Problem to solve.
Below are entries; repeat exactly, and nothing else, the lines from the one holding "What React, TypeScript" through the one holding "type Row = [number, number, number, string, string, string];", inclusive. Leave the pictures out.

Input rows.

--- Begin ---

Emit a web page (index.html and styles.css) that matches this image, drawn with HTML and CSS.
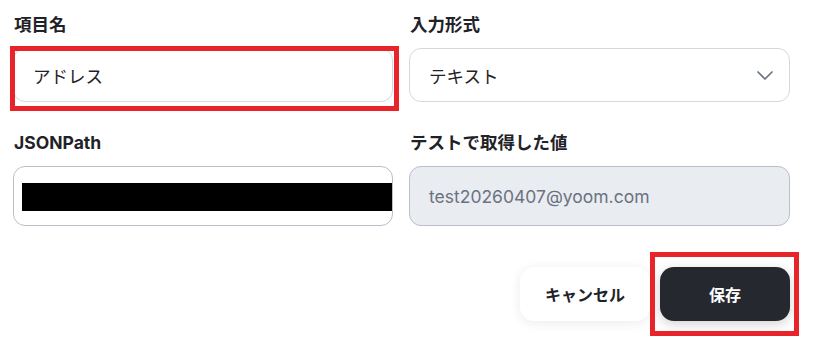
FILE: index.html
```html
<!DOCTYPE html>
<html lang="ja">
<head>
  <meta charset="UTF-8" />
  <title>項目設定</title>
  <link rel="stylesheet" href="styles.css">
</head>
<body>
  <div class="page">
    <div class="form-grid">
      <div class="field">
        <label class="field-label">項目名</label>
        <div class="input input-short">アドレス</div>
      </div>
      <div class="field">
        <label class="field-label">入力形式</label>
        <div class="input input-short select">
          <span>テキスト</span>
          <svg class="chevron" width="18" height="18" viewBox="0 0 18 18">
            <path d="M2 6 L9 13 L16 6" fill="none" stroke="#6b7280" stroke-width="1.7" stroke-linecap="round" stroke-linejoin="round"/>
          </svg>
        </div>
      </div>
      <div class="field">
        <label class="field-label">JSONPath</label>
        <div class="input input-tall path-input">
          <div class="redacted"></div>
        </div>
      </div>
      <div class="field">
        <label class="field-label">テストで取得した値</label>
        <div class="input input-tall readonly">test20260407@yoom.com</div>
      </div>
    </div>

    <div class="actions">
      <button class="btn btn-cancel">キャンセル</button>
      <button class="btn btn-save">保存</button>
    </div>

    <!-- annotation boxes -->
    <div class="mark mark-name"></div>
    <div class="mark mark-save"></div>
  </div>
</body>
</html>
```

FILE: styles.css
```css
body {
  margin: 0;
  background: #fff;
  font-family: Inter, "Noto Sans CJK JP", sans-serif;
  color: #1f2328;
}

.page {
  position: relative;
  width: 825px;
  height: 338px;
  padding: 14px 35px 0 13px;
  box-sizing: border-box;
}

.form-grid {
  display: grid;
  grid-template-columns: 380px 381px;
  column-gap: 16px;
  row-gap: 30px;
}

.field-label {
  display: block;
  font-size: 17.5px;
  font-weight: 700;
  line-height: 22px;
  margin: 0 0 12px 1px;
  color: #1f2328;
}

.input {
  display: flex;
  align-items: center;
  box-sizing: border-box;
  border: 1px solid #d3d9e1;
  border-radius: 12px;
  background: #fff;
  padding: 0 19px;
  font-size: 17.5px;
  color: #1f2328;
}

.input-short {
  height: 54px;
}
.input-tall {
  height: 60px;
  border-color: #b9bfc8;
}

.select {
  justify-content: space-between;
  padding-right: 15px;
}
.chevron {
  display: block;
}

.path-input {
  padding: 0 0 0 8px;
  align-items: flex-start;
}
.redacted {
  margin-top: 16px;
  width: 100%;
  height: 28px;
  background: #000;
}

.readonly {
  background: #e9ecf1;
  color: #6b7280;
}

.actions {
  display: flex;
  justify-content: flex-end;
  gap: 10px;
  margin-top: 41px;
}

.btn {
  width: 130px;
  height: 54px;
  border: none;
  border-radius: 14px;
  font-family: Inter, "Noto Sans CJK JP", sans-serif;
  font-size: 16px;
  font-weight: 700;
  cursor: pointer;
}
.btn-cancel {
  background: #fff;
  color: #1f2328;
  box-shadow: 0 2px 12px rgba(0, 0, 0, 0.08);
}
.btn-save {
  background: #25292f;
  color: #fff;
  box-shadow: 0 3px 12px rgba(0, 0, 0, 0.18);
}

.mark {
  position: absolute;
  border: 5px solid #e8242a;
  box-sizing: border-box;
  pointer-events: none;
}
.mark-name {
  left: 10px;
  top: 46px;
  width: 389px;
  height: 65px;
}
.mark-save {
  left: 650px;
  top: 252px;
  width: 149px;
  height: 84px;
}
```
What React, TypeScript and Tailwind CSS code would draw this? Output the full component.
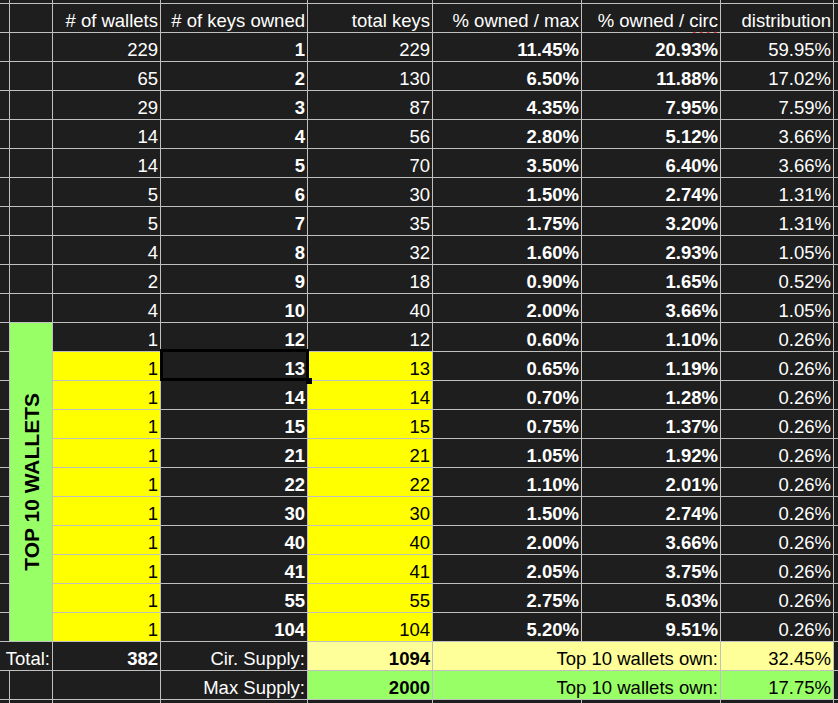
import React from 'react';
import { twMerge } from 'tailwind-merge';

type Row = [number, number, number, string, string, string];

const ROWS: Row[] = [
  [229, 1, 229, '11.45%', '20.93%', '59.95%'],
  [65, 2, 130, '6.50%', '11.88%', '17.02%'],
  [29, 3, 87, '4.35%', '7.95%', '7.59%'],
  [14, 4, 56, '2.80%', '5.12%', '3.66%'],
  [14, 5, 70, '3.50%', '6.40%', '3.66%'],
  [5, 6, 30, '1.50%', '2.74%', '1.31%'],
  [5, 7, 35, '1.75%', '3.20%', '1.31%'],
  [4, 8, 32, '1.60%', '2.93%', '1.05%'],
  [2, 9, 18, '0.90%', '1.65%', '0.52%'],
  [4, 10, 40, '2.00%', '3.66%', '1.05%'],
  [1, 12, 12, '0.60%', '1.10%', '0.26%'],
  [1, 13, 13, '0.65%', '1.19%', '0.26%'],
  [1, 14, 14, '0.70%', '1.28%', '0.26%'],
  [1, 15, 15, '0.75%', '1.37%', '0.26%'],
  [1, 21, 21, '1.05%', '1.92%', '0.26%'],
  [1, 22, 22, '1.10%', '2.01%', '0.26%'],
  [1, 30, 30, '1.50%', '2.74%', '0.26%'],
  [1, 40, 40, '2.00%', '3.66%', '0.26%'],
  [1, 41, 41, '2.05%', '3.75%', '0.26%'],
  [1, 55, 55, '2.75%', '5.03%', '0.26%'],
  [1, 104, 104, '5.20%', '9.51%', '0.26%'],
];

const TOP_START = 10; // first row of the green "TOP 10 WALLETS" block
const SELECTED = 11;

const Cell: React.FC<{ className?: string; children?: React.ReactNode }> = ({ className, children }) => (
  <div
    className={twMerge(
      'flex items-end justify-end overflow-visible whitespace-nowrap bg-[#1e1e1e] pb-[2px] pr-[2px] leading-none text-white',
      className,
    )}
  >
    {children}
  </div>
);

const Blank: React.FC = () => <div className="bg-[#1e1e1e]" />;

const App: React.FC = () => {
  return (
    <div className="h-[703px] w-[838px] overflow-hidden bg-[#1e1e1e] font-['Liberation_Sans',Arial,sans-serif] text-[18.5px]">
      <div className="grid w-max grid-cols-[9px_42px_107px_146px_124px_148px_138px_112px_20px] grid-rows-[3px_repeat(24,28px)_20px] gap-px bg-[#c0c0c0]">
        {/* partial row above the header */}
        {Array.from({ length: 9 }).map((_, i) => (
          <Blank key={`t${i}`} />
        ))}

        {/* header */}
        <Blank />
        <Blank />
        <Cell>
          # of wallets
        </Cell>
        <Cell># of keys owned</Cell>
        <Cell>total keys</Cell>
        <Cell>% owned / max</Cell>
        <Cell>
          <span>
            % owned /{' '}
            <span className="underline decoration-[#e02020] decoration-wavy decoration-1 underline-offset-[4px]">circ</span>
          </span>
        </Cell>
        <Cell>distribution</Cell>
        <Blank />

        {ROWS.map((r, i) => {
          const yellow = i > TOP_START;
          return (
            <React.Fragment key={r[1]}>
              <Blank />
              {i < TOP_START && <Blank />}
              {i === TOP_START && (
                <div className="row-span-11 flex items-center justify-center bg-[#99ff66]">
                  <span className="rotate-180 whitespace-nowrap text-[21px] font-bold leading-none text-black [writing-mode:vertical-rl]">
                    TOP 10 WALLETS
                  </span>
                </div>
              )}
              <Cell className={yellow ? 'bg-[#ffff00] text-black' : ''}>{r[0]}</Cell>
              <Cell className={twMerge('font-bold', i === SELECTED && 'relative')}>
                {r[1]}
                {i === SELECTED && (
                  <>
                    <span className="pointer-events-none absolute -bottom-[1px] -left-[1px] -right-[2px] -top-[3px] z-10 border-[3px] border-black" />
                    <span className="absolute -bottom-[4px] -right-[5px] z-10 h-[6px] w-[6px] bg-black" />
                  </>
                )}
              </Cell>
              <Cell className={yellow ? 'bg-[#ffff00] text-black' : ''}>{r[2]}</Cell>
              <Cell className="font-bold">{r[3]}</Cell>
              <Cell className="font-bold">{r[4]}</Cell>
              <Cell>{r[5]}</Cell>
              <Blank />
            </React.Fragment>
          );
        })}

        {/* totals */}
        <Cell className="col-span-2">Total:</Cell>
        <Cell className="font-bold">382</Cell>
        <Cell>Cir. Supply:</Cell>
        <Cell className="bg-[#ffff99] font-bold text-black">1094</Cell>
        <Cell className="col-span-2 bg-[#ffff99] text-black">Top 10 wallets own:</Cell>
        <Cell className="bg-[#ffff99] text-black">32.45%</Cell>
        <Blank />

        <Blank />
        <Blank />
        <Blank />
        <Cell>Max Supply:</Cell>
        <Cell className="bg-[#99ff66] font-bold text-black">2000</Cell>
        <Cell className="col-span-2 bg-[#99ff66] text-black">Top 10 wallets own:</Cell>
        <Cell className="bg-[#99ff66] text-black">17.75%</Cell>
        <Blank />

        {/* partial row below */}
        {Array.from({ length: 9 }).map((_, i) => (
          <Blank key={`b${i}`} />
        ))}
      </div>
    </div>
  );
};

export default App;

--- End ---
--- Begin ---

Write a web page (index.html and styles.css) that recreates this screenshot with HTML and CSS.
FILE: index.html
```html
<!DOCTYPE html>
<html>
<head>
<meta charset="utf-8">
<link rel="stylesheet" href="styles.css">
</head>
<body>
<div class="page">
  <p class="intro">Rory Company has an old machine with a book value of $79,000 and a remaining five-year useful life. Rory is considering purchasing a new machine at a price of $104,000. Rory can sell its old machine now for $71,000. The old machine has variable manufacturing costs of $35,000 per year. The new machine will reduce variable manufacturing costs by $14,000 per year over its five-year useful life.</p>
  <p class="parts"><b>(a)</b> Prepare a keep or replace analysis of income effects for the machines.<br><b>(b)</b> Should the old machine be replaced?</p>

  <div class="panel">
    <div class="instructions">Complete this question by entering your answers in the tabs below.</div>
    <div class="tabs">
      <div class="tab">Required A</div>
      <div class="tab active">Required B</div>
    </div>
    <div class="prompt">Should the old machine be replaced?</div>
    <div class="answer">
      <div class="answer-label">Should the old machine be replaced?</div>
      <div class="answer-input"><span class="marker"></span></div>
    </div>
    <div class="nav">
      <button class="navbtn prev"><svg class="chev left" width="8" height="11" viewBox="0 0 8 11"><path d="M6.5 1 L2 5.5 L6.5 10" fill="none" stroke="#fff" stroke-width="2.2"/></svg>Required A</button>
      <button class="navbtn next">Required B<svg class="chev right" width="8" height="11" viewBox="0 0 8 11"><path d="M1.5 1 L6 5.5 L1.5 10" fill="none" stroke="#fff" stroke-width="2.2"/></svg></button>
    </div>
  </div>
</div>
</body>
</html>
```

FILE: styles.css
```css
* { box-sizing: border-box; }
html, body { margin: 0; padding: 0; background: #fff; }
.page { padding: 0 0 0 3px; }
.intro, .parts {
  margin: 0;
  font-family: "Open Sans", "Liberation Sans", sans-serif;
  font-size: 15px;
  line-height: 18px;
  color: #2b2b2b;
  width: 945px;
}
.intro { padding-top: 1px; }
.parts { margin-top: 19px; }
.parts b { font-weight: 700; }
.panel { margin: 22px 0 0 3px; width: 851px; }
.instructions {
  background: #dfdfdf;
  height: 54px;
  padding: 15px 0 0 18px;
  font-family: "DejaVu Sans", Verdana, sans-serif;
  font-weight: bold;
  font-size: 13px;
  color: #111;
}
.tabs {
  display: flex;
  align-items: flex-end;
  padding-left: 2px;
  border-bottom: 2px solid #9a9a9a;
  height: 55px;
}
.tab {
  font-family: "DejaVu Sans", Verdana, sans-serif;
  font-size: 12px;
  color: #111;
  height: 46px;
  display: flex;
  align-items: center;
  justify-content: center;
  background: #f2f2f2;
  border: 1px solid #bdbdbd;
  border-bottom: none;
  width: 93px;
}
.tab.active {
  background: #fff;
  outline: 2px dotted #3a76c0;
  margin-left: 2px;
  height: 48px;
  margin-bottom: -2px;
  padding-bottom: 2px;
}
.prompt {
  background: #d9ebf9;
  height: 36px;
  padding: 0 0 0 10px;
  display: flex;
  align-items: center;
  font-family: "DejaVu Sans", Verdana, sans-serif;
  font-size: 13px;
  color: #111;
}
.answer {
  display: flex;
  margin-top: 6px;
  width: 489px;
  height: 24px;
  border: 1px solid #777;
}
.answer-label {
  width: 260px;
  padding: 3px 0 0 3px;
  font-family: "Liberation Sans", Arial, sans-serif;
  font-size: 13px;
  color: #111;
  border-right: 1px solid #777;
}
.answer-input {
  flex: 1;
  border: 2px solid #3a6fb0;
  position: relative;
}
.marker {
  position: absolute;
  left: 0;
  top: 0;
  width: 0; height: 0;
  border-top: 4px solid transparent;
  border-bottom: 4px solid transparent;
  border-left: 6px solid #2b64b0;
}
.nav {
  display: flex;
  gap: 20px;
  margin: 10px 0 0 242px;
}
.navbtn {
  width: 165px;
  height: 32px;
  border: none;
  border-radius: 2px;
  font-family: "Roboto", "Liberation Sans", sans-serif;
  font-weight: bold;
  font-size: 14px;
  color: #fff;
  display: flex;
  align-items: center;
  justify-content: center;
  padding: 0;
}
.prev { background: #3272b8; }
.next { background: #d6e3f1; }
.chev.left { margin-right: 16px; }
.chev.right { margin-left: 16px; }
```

--- End ---
--- Begin ---

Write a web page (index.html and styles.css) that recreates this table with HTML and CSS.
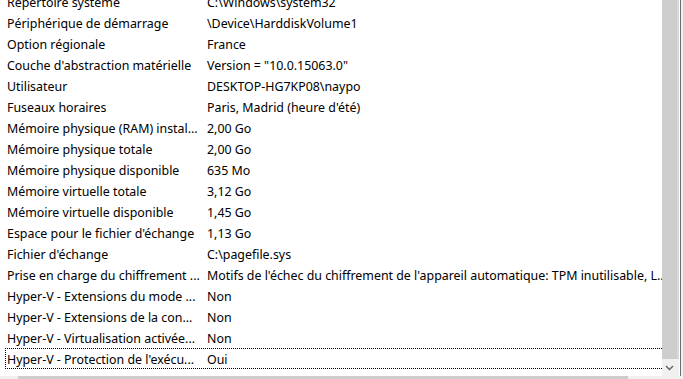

--- End ---

Written solution.
What React, TypeScript and Tailwind CSS code would draw this? Output the full component.
import React from 'react';
import { twMerge } from 'tailwind-merge';

type Row = [number, number, number, string, string, string];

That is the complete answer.